Tolu has brains unmatched by any of the gang members in the outfit. They know so, and she knows so, too. She joins the operation on her terms: They shouldn’t touch her husband at all. Chief agrees, but Tolu doesn’t trust him and therefore plays the double standard by going over to work for Camden, on the pretext of undermining and hacking Shehun Aminu’s electronic system. She has enough evidence already to implicate Chief in industrial espionage to the FCC. The Chief wants her, Effiong and Nnamdi murdered.

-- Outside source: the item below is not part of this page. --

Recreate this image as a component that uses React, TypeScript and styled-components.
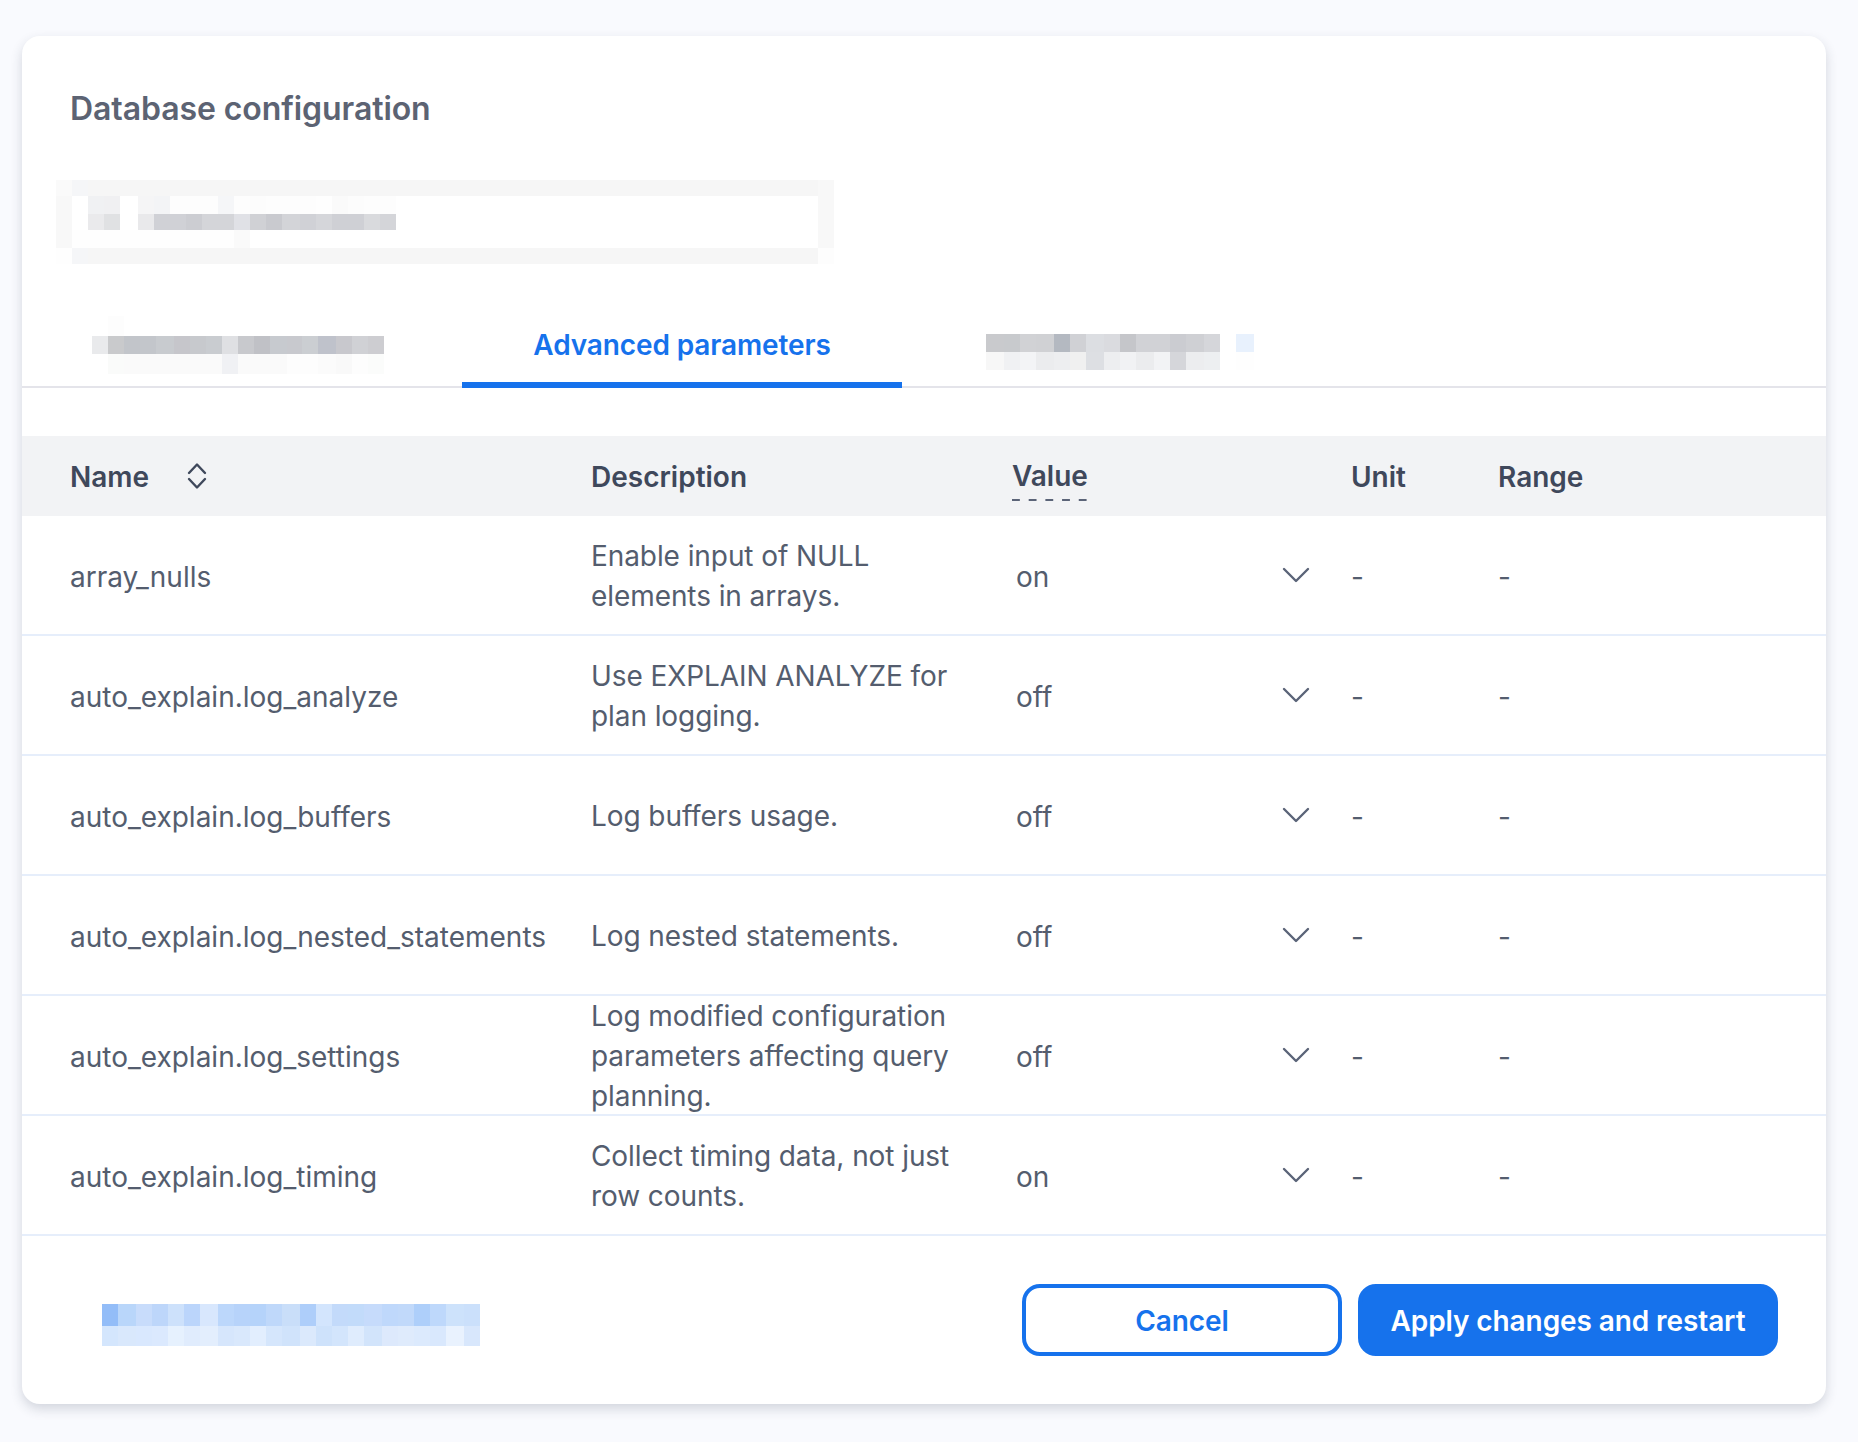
import React from 'react';
import styled, { createGlobalStyle } from 'styled-components';

const GlobalStyle = createGlobalStyle`
  html, body {
    margin: 0;
    padding: 0;
    background: #f9fafe;
  }
  * {
    box-sizing: border-box;
  }
`;

const Page = styled.div`
  width: 1858px;
  height: 1442px;
  padding: 36px 32px 38px 22px;
  font-family: Inter, "Liberation Sans", sans-serif;
  font-size: 28px;
  line-height: 40px;
  color: #545d6e;
`;

const Card = styled.div`
  width: 1804px;
  height: 1368px;
  background: #fff;
  border-radius: 18px;
  box-shadow: 0 5px 12px rgba(40, 50, 70, 0.18);
  display: flex;
  flex-direction: column;
`;

const Title = styled.h1`
  margin: 0;
  padding: 52px 48px 0;
  height: 144px;
  font-size: 32px;
  line-height: 42px;
  font-weight: 600;
  letter-spacing: -0.08px;
  color: #5c6373;
`;

const TabBar = styled.div`
  display: flex;
  height: 86px;
  margin-top: 38px;
  padding-top: 2px;
  border-bottom: 2px solid #e4e4ea;
`;

const Tab = styled.div<{ $width: number; $top: number; $left: number }>`
  width: ${(p) => p.$width}px;
  height: 84px;
  padding: ${(p) => p.$top}px 0 0 ${(p) => p.$left}px;
`;

const ActiveTab = styled.div`
  width: 440px;
  height: 84px;
  padding-top: 21px;
  text-align: center;
  font-weight: 600;
  letter-spacing: -0.12px;
  color: #1672ec;
  border-bottom: 6px solid #1672ec;
`;

const TileGrid = styled.div<{ $cols: number[]; $rows: number[] }>`
  display: grid;
  grid-template-columns: ${(p) => p.$cols.map((w) => `${w}px`).join(' ')};
  grid-template-rows: ${(p) => p.$rows.map((h) => `${h}px`).join(' ')};
`;

const Tile = styled.div<{ $c: string; $span: number }>`
  background: ${(p) => p.$c};
  grid-column: span ${(p) => p.$span};
`;

const InputMosaic = styled.div`
  margin-left: 34px;
`;

const Table = styled.div`
  margin-top: 48px;
`;

const HeadRow = styled.div`
  display: grid;
  grid-template-columns: 521px 421px 339px 147px 1fr;
  grid-template-rows: 100%;
  align-items: center;
  height: 80px;
  padding: 2px 48px 0;
  background: #f2f3f5;
  font-weight: 600;
  color: #3f485b;
`;

const NameHead = styled.div`
  display: flex;
  align-items: center;
  gap: 38px;

  svg {
    margin-top: -2px;
  }
`;

const ValueHead = styled.div`
  align-self: start;
  justify-self: start;
  height: 45px;
  margin-top: 18px;
  background: linear-gradient(90deg, #5b6478 8px, transparent 8px) left bottom / 16.7px 2px repeat-x;
`;

const Row = styled.div`
  display: grid;
  grid-template-columns: 521px 421px 339px 147px 1fr;
  grid-template-rows: 100%;
  align-items: center;
  height: 120px;
  padding: 4px 48px 0;
  border-bottom: 2px solid #e6eefb;
`;

const Description = styled.div`
  width: 380px;
  margin-top: -2px;
  letter-spacing: -0.08px;
`;

const ValueSelect = styled.div`
  display: flex;
  align-items: center;
  justify-content: space-between;
  width: 299px;
  padding-left: 4px;

  svg {
    margin-top: -4px;
  }
`;

const Footer = styled.div`
  display: flex;
  justify-content: space-between;
  align-items: flex-start;
  padding: 48px 48px 0 80px;
`;

const FooterMosaic = styled.div`
  margin-top: 20px;
`;

const Buttons = styled.div`
  display: flex;
  gap: 16px;
`;

const Button = styled.button<{ $primary?: boolean }>`
  width: ${(p) => (p.$primary ? 420 : 320)}px;
  height: 72px;
  padding: 2px 0 0;
  border: 4px solid #1672ec;
  border-radius: 18px;
  background: ${(p) => (p.$primary ? '#1672ec' : '#fff')};
  color: ${(p) => (p.$primary ? '#fff' : '#1672ec')};
  font-family: inherit;
  font-size: 28px;
  font-weight: 600;
  letter-spacing: -0.1px;
`;

type TileRow = (string | [string, number])[];

const Mosaic = ({ cols, rows, heights }: { cols: number[]; rows: TileRow[]; heights: number[] }) => (
  <TileGrid $cols={cols} $rows={heights}>
    {rows.flatMap((row, i) =>
      row.map((t, j) => {
        const [c, span] = typeof t === 'string' ? [t, 1] : t;
        return <Tile key={`${i}-${j}`} $c={c} $span={span} />;
      })
    )}
  </TileGrid>
);

const inputCols = [16, 16, 16, 16, 18, 16, 16, 16, 16, 16, 16, 16, 16, 16, 18, 16, 16, 16, 16, 16, 16, 422, 16];
const inputRows: TileRow[] = [
  ['#fafafa', '#f5f6f8', ['#f6f6f6', 20], '#f8f8f8'],
  ['#f8f8f8', '#fff', '#f0f1f3', '#f0f0f2', '#fff', '#f5f5f6', '#f3f4f6', '#fdfdfd', '#fdfdfd', '#fdfdfd', '#f5f6f8', '#fdfdfd', '#fcfcfc', '#fdfdfd', '#fdfdfd', '#fdfdfd', '#fefefe', '#fafafa', '#fcfcfc', '#fdfdfd', '#fdfdfd', '#fff', '#f8f8f8'],
  ['#f8f8f8', '#fff', '#eaeaec', '#e0e1e3', '#fff', '#e9e9eb', '#d0d1d6', '#d0d1d6', '#cccdd2', '#d4d5d9', '#d4d5d9', '#e0e1e6', '#d0d1d5', '#c9cacf', '#d3d4d8', '#d0d1d6', '#d5d6da', '#cfd0d5', '#cfd0d5', '#d9dadd', '#d4d5d9', '#fff', '#f8f8f8'],
  ['#f8f8f8', ['#fefefe', 10], '#fafafa', ['#fff', 10], '#f8f8f8'],
  ['#fefefe', '#f5f6f8', ['#f6f6f6', 20], '#fdfdfd'],
];

const tabOneCols = [16, 16, 16, 16, 18, 16, 16, 16, 16, 16, 16, 17, 15, 16, 18, 16, 16, 16];
const tabOneRows: TileRow[] = [
  ['#fff', '#fdfdfd', ['#fff', 16]],
  ['#e9eaec', '#c9cacc', '#c2c5ca', '#c3c6cb', '#c8cbcf', '#c6c6cb', '#c7c9cd', '#c9ccd0', '#dfe0e3', '#c8c9cd', '#c0c1c6', '#c7cacf', '#c8c9ce', '#cbced2', '#bfc2cb', '#c8c8cd', '#d0d1d5', '#cdcdd1'],
  ['#fff', '#fafbfa', ['#fafafa', 6], '#f0f1f4', ['#fafafa', 3], '#fdfdfd', '#fdfdfd', '#fbfbfb', '#f9f9f9', '#fdfdfd', '#fbfcfb'],
];

const tabThreeCols = [18, 16, 16, 18, 16, 16, 18, 16, 16, 18, 16, 16, 18, 16, 16, 18];
const tabThreeRows: TileRow[] = [
  ['#c9cacd', '#c8cacd', '#d1d2d5', '#d0d1d4', '#b4b9c1', '#d0d1d5', '#dcdee2', '#dadbdf', '#c5c6ca', '#d1d2d6', '#d1d2d6', '#cbccd1', '#cfd0d4', '#d5d6da', '#fff', '#e8f1fd'],
  ['#f7f7f7', '#f0f1f3', '#f3f4f6', '#ebecee', '#edeef0', '#f0f0f0', '#dddfe3', '#edeef0', '#f1f2f4', '#ebecee', '#f2f3f5', '#d5d6da', '#ecedef', '#edeff1', '#fff', '#fefefe'],
];

const footerCols = [16, 18, 16, 16, 16, 16, 18, 16, 16, 16, 16, 18, 16, 16, 16, 16, 18, 16, 16, 16, 16, 18, 16];
const footerRows: TileRow[] = [
  ['#93bdf8', '#b9d6fa', '#c8dcfb', '#bdd6fa', '#cde1fb', '#bbd5fb', '#d8e7fd', '#bcd7fb', '#b7d3fa', '#b5d3fa', '#bfd8fa', '#c9def9', '#aecefa', '#d3e5fd', '#c3dafa', '#c2dbfa', '#c6dbfb', '#bfd8fb', '#c1d9fa', '#aecffa', '#bed8fb', '#cde2fb', '#cbe0fb'],
  ['#d4e6fd', '#d9e8fc', '#d9e8fe', '#dbe9fe', '#e6f1fe', '#e0ecfd', '#e3eefd', '#d6e6fc', '#d9e8fc', '#e2eefe', '#d5e6fc', '#d0e3fb', '#dbe9fc', '#cee2fb', '#d3e5fc', '#dfecfd', '#d2e4fb', '#dde9fc', '#dfebfc', '#dceafd', '#d9e8fd', '#e9f2fe', '#d8e7fc'],
];

const params = [
  { name: 'array_nulls', description: 'Enable input of NULL elements in arrays.', value: 'on' },
  { name: 'auto_explain.log_analyze', description: 'Use EXPLAIN ANALYZE for plan logging.', value: 'off' },
  { name: 'auto_explain.log_buffers', description: 'Log buffers usage.', value: 'off' },
  { name: 'auto_explain.log_nested_statements', description: 'Log nested statements.', value: 'off' },
  { name: 'auto_explain.log_settings', description: 'Log modified configuration parameters affecting query planning.', value: 'off' },
  { name: 'auto_explain.log_timing', description: 'Collect timing data, not just row counts.', value: 'on' },
];

const Chevron = () => (
  <svg width="30" height="18" viewBox="0 0 30 18" fill="none">
    <path d="M3 3L15 15L27 3" stroke="#5b6478" strokeWidth="2.4" strokeLinecap="round" strokeLinejoin="round" />
  </svg>
);

const SortIcon = () => (
  <svg width="20" height="28" viewBox="0 0 20 28" fill="none">
    <path d="M2 11L10 2.5L18 11M2 17L10 25.5L18 17" stroke="#3f485b" strokeWidth="2.4" strokeLinecap="round" strokeLinejoin="round" />
  </svg>
);

const App: React.FC = () => {
  return (
    <Page>
      <GlobalStyle />
      <Card>
        <Title>Database configuration</Title>
        <InputMosaic>
          <Mosaic cols={inputCols} rows={inputRows} heights={[16, 18, 16, 18, 16]} />
        </InputMosaic>
        <TabBar>
          <Tab $width={440} $top={12} $left={70}>
            <Mosaic cols={tabOneCols} rows={tabOneRows} heights={[20, 18, 20]} />
          </Tab>
          <ActiveTab>Advanced parameters</ActiveTab>
          <Tab $width={400} $top={30} $left={84}>
            <Mosaic cols={tabThreeCols} rows={tabThreeRows} heights={[18, 18]} />
          </Tab>
        </TabBar>
        <Table>
          <HeadRow>
            <NameHead>
              Name
              <SortIcon />
            </NameHead>
            <div>Description</div>
            <ValueHead>Value</ValueHead>
            <div>Unit</div>
            <div>Range</div>
          </HeadRow>
          {params.map((p) => (
            <Row key={p.name}>
              <div>{p.name}</div>
              <Description>{p.description}</Description>
              <ValueSelect>
                {p.value}
                <Chevron />
              </ValueSelect>
              <div>-</div>
              <div>-</div>
            </Row>
          ))}
        </Table>
        <Footer>
          <FooterMosaic>
            <Mosaic cols={footerCols} rows={footerRows} heights={[22, 20]} />
          </FooterMosaic>
          <Buttons>
            <Button>Cancel</Button>
            <Button $primary>Apply changes and restart</Button>
          </Buttons>
        </Footer>
      </Card>
    </Page>
  );
};

export default App;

There’s lots of mind game at play in this movie. I only wish Secrets of the Night have such beautiful structure. Of course, the gang in Secrets of the Night kidnap Henry’s daughter, though, briefly and the best friend of Tessy, his wife, gets inadvertently killed in the armed robbery that went wrong. Those two incidents heightened the crime drama. The Department employs a higher stake: Nnamdi versus his wife; Nnamdi, seeking help from Effiong to redeem his wife; Nnamdi versus TMC and The Department; Tolu versus Chief and The Department, and Tolu’s reconciliatory actions with her husband. The tension in The Department is more than the Secrets of the Night. We all remember that the movie, Enron: The Smartest Guys in the Room (2005) was about a scam of this kind. To brief you, it’s a story about the rise and fall of Enron through Ponzi scheme. Titan Manufacturing Corporation’s rise and fall engineered by the secret department couldn’t say more.